# Conexion de cable VGA



## alexpicon (Ene 25, 2011)

*Buenas...

no se mucho de electronica, pero me defiendo viendo esuqemas de conexiones... y quisiera que me ayudaran a soldar los cables de un monitor VGA que se me daño...

los colores que trae el cable del monitor son:

blanco
negro
naranja
amarillo
gris 
marron
celeste
rosado
y la malla...

y el tipo de conector es este:





*


----------



## Mandrake (Ene 26, 2011)

alexpicon dijo:


> * . . . los colores que trae el cable del monitor son:
> 
> blanco
> negro
> ...



Los colores de los cables *no es un estandar* que sigan los fabricantes.



			
				Josefe17 dijo:
			
		

> . . . ¿un cable VGA normal (macho-macho) es un  cable pin a pin (pin 1 de un conector con el 1 del otro) o hay alguno  cruzado o con alguna resistencia? . . . ¿funcionaría sin los pines 4, 11, 12 y 14 (ID bits)?

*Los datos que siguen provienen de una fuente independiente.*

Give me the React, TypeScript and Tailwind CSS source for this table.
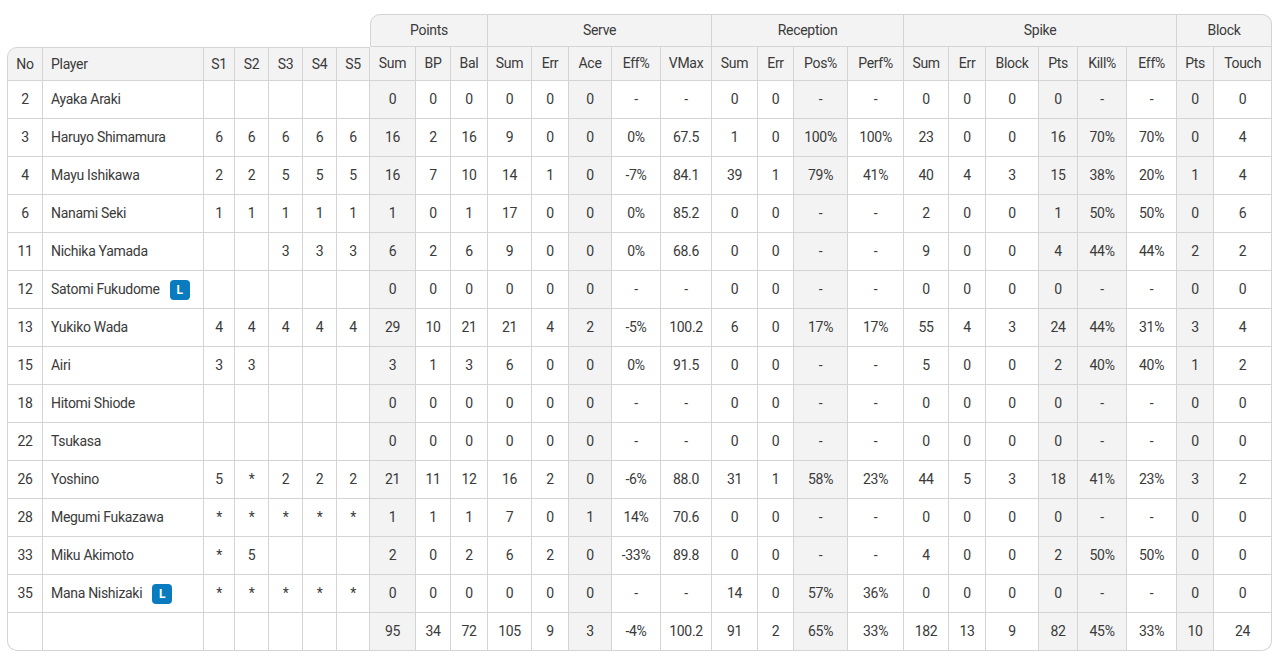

Sobre los pines del conector, si tiene una norma establecida, revisa la siguiente pagina:

_*Conector VGA de 15 pines*_.

Le recomiendo que utilice un ohmetro, para verificar el conexionado del conector original (si aun no lo a tirado a la basura).


----------



## zopilote (Ene 26, 2011)

Lo mejor es que indiques que marca de monitor y darnos una instantanea del cable. Para así mostrarte como es la conexion de tu cable.


----------



## elbrujo (Ene 26, 2011)

google: pinout vga


----------



## Josefe17 (Ene 26, 2011)

Una pregunta, ¿un cable VGA normal (macho-macho) es un cable pin a pin (pin 1 de un conector con el 1 del otro) o hay alguno cruzado o con alguna resistencia?

Por cierto, ¿funcionaría sin los pines 4, 11, 12 y 14 (ID bits)?


----------



## elbrujo (Ene 26, 2011)

google: pinout vga


----------